:: Written exercise ::
Take the material below and retype it in full; pictures are left out.

((

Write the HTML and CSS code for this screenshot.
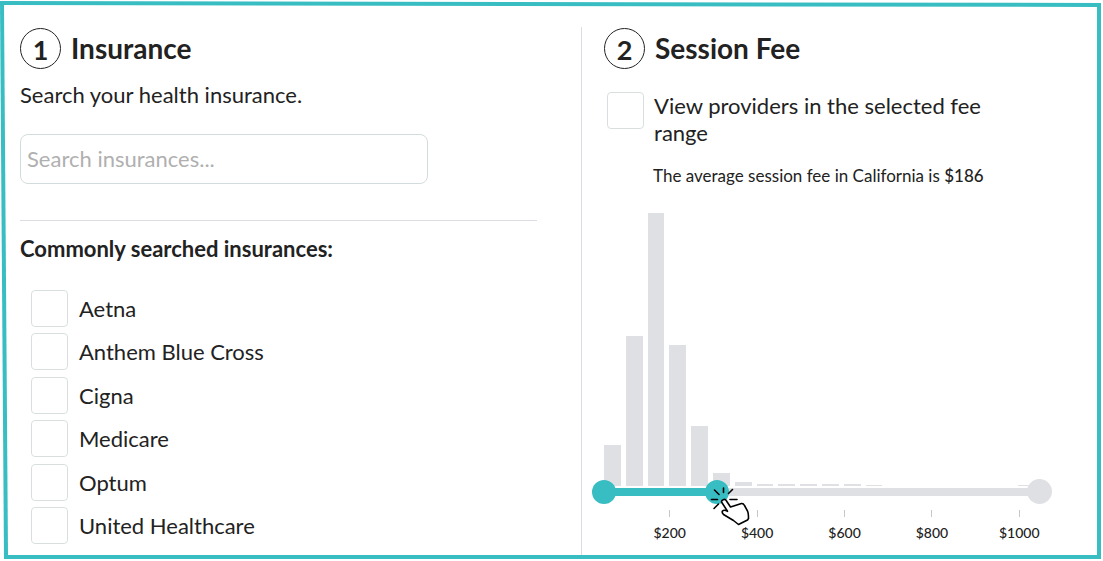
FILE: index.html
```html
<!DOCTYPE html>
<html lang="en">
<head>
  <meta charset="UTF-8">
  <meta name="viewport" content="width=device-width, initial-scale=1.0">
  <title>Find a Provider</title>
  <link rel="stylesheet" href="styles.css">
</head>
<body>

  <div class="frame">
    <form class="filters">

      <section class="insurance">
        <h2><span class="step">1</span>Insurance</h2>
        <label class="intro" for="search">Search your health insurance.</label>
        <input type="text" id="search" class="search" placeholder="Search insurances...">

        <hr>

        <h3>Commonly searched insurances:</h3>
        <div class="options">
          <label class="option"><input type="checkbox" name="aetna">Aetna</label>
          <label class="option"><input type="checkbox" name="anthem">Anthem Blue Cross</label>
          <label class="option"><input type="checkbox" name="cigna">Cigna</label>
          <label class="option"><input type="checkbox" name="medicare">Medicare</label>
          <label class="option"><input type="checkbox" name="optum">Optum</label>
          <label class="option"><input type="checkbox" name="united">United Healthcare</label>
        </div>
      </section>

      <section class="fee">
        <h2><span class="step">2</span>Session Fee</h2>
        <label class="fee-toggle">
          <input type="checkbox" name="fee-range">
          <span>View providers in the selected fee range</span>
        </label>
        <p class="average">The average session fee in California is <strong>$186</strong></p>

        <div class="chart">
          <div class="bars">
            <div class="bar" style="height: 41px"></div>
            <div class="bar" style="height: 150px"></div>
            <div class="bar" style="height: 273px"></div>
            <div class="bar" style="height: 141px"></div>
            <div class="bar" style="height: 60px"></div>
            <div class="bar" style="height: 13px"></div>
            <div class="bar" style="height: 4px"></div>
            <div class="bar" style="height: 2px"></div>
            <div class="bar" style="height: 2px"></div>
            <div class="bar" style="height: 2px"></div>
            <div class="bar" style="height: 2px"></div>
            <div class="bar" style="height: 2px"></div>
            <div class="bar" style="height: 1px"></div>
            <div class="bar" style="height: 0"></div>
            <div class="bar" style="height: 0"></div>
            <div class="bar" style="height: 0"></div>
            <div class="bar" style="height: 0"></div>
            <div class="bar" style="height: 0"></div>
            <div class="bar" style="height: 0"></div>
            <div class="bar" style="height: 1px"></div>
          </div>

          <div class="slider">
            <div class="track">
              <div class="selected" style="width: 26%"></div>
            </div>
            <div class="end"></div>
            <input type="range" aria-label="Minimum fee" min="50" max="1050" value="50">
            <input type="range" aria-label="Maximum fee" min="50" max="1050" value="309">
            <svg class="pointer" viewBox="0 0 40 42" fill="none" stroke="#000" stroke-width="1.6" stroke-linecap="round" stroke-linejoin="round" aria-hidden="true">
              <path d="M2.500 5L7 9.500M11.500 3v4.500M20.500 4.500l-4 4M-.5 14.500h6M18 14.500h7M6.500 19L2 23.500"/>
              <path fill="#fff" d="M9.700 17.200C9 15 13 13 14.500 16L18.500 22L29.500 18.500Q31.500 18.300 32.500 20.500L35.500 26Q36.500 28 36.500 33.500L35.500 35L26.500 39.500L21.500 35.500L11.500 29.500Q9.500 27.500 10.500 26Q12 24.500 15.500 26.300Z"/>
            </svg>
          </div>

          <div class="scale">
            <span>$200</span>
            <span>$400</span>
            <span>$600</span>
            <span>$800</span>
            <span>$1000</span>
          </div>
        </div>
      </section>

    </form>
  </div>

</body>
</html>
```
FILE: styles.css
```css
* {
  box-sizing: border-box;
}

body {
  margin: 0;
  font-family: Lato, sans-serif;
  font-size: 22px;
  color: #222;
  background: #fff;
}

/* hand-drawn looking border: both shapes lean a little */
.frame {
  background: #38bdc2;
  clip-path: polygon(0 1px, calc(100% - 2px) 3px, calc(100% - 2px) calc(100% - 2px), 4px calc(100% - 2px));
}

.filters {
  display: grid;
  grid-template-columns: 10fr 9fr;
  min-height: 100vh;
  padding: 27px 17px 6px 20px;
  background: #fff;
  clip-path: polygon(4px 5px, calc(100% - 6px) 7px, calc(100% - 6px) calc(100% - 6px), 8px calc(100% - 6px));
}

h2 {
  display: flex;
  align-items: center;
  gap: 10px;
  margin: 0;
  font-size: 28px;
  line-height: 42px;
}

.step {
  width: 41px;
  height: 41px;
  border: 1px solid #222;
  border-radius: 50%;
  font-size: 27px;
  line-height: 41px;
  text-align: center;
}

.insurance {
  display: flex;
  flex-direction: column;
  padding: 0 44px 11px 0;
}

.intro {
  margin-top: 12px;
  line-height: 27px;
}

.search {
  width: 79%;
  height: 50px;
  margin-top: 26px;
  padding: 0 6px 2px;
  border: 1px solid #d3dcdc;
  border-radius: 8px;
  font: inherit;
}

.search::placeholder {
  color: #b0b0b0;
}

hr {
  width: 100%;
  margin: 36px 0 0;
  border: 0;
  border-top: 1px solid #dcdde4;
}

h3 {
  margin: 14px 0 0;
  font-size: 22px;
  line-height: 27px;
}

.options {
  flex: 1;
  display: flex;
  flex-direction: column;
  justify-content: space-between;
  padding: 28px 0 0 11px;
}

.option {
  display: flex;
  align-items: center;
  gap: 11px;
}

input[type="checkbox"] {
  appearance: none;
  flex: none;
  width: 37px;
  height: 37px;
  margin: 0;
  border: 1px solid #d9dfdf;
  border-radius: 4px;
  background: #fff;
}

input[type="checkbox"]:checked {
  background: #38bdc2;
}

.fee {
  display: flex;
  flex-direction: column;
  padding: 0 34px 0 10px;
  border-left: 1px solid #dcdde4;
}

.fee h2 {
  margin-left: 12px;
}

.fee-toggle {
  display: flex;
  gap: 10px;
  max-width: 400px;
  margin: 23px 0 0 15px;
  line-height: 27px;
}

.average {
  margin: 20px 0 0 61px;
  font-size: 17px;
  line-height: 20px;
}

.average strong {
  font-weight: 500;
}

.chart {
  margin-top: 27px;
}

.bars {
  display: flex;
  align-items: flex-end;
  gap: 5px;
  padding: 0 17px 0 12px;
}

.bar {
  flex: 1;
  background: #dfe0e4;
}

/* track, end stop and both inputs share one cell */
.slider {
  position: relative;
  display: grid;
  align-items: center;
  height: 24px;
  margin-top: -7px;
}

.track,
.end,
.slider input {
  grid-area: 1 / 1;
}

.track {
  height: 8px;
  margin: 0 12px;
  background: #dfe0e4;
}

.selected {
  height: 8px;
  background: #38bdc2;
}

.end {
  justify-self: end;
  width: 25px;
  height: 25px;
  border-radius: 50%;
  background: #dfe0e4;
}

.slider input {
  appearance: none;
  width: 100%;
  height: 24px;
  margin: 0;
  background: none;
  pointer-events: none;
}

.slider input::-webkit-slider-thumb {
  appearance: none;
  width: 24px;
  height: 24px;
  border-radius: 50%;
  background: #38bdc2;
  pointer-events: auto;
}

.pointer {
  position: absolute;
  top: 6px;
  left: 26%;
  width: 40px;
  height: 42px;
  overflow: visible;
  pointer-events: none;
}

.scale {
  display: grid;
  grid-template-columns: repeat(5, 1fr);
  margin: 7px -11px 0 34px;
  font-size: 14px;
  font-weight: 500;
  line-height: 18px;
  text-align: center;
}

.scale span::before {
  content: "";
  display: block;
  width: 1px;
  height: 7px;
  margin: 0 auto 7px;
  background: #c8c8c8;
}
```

))

:: Output for this exercise ::
Write the HTML and CSS code for this screenshot.
FILE: index.html
```html
<!DOCTYPE html>
<html lang="en">
<head>
  <meta charset="UTF-8">
  <meta name="viewport" content="width=device-width, initial-scale=1.0">
  <title>Find a Provider</title>
  <link rel="stylesheet" href="styles.css">
</head>
<body>

  <div class="frame">
    <form class="filters">

      <section class="insurance">
        <h2><span class="step">1</span>Insurance</h2>
        <label class="intro" for="search">Search your health insurance.</label>
        <input type="text" id="search" class="search" placeholder="Search insurances...">

        <hr>

        <h3>Commonly searched insurances:</h3>
        <div class="options">
          <label class="option"><input type="checkbox" name="aetna">Aetna</label>
          <label class="option"><input type="checkbox" name="anthem">Anthem Blue Cross</label>
          <label class="option"><input type="checkbox" name="cigna">Cigna</label>
          <label class="option"><input type="checkbox" name="medicare">Medicare</label>
          <label class="option"><input type="checkbox" name="optum">Optum</label>
          <label class="option"><input type="checkbox" name="united">United Healthcare</label>
        </div>
      </section>

      <section class="fee">
        <h2><span class="step">2</span>Session Fee</h2>
        <label class="fee-toggle">
          <input type="checkbox" name="fee-range">
          <span>View providers in the selected fee range</span>
        </label>
        <p class="average">The average session fee in California is <strong>$186</strong></p>

        <div class="chart">
          <div class="bars">
            <div class="bar" style="height: 41px"></div>
            <div class="bar" style="height: 150px"></div>
            <div class="bar" style="height: 273px"></div>
            <div class="bar" style="height: 141px"></div>
            <div class="bar" style="height: 60px"></div>
            <div class="bar" style="height: 13px"></div>
            <div class="bar" style="height: 4px"></div>
            <div class="bar" style="height: 2px"></div>
            <div class="bar" style="height: 2px"></div>
            <div class="bar" style="height: 2px"></div>
            <div class="bar" style="height: 2px"></div>
            <div class="bar" style="height: 2px"></div>
            <div class="bar" style="height: 1px"></div>
            <div class="bar" style="height: 0"></div>
            <div class="bar" style="height: 0"></div>
            <div class="bar" style="height: 0"></div>
            <div class="bar" style="height: 0"></div>
            <div class="bar" style="height: 0"></div>
            <div class="bar" style="height: 0"></div>
            <div class="bar" style="height: 1px"></div>
          </div>

          <div class="slider">
            <div class="track">
              <div class="selected" style="width: 26%"></div>
            </div>
            <div class="end"></div>
            <input type="range" aria-label="Minimum fee" min="50" max="1050" value="50">
            <input type="range" aria-label="Maximum fee" min="50" max="1050" value="309">
            <svg class="pointer" viewBox="0 0 40 42" fill="none" stroke="#000" stroke-width="1.6" stroke-linecap="round" stroke-linejoin="round" aria-hidden="true">
              <path d="M2.500 5L7 9.500M11.500 3v4.500M20.500 4.500l-4 4M-.5 14.500h6M18 14.500h7M6.500 19L2 23.500"/>
              <path fill="#fff" d="M9.700 17.200C9 15 13 13 14.500 16L18.500 22L29.500 18.500Q31.500 18.300 32.500 20.500L35.500 26Q36.500 28 36.500 33.500L35.500 35L26.500 39.500L21.500 35.500L11.500 29.500Q9.500 27.500 10.500 26Q12 24.500 15.500 26.300Z"/>
            </svg>
          </div>

          <div class="scale">
            <span>$200</span>
            <span>$400</span>
            <span>$600</span>
            <span>$800</span>
            <span>$1000</span>
          </div>
        </div>
      </section>

    </form>
  </div>

</body>
</html>
```
FILE: styles.css
```css
* {
  box-sizing: border-box;
}

body {
  margin: 0;
  font-family: Lato, sans-serif;
  font-size: 22px;
  color: #222;
  background: #fff;
}

/* hand-drawn looking border: both shapes lean a little */
.frame {
  background: #38bdc2;
  clip-path: polygon(0 1px, calc(100% - 2px) 3px, calc(100% - 2px) calc(100% - 2px), 4px calc(100% - 2px));
}

.filters {
  display: grid;
  grid-template-columns: 10fr 9fr;
  min-height: 100vh;
  padding: 27px 17px 6px 20px;
  background: #fff;
  clip-path: polygon(4px 5px, calc(100% - 6px) 7px, calc(100% - 6px) calc(100% - 6px), 8px calc(100% - 6px));
}

h2 {
  display: flex;
  align-items: center;
  gap: 10px;
  margin: 0;
  font-size: 28px;
  line-height: 42px;
}

.step {
  width: 41px;
  height: 41px;
  border: 1px solid #222;
  border-radius: 50%;
  font-size: 27px;
  line-height: 41px;
  text-align: center;
}

.insurance {
  display: flex;
  flex-direction: column;
  padding: 0 44px 11px 0;
}

.intro {
  margin-top: 12px;
  line-height: 27px;
}

.search {
  width: 79%;
  height: 50px;
  margin-top: 26px;
  padding: 0 6px 2px;
  border: 1px solid #d3dcdc;
  border-radius: 8px;
  font: inherit;
}

.search::placeholder {
  color: #b0b0b0;
}

hr {
  width: 100%;
  margin: 36px 0 0;
  border: 0;
  border-top: 1px solid #dcdde4;
}

h3 {
  margin: 14px 0 0;
  font-size: 22px;
  line-height: 27px;
}

.options {
  flex: 1;
  display: flex;
  flex-direction: column;
  justify-content: space-between;
  padding: 28px 0 0 11px;
}

.option {
  display: flex;
  align-items: center;
  gap: 11px;
}

input[type="checkbox"] {
  appearance: none;
  flex: none;
  width: 37px;
  height: 37px;
  margin: 0;
  border: 1px solid #d9dfdf;
  border-radius: 4px;
  background: #fff;
}

input[type="checkbox"]:checked {
  background: #38bdc2;
}

.fee {
  display: flex;
  flex-direction: column;
  padding: 0 34px 0 10px;
  border-left: 1px solid #dcdde4;
}

.fee h2 {
  margin-left: 12px;
}

.fee-toggle {
  display: flex;
  gap: 10px;
  max-width: 400px;
  margin: 23px 0 0 15px;
  line-height: 27px;
}

.average {
  margin: 20px 0 0 61px;
  font-size: 17px;
  line-height: 20px;
}

.average strong {
  font-weight: 500;
}

.chart {
  margin-top: 27px;
}

.bars {
  display: flex;
  align-items: flex-end;
  gap: 5px;
  padding: 0 17px 0 12px;
}

.bar {
  flex: 1;
  background: #dfe0e4;
}

/* track, end stop and both inputs share one cell */
.slider {
  position: relative;
  display: grid;
  align-items: center;
  height: 24px;
  margin-top: -7px;
}

.track,
.end,
.slider input {
  grid-area: 1 / 1;
}

.track {
  height: 8px;
  margin: 0 12px;
  background: #dfe0e4;
}

.selected {
  height: 8px;
  background: #38bdc2;
}

.end {
  justify-self: end;
  width: 25px;
  height: 25px;
  border-radius: 50%;
  background: #dfe0e4;
}

.slider input {
  appearance: none;
  width: 100%;
  height: 24px;
  margin: 0;
  background: none;
  pointer-events: none;
}

.slider input::-webkit-slider-thumb {
  appearance: none;
  width: 24px;
  height: 24px;
  border-radius: 50%;
  background: #38bdc2;
  pointer-events: auto;
}

.pointer {
  position: absolute;
  top: 6px;
  left: 26%;
  width: 40px;
  height: 42px;
  overflow: visible;
  pointer-events: none;
}

.scale {
  display: grid;
  grid-template-columns: repeat(5, 1fr);
  margin: 7px -11px 0 34px;
  font-size: 14px;
  font-weight: 500;
  line-height: 18px;
  text-align: center;
}

.scale span::before {
  content: "";
  display: block;
  width: 1px;
  height: 7px;
  margin: 0 auto 7px;
  background: #c8c8c8;
}
```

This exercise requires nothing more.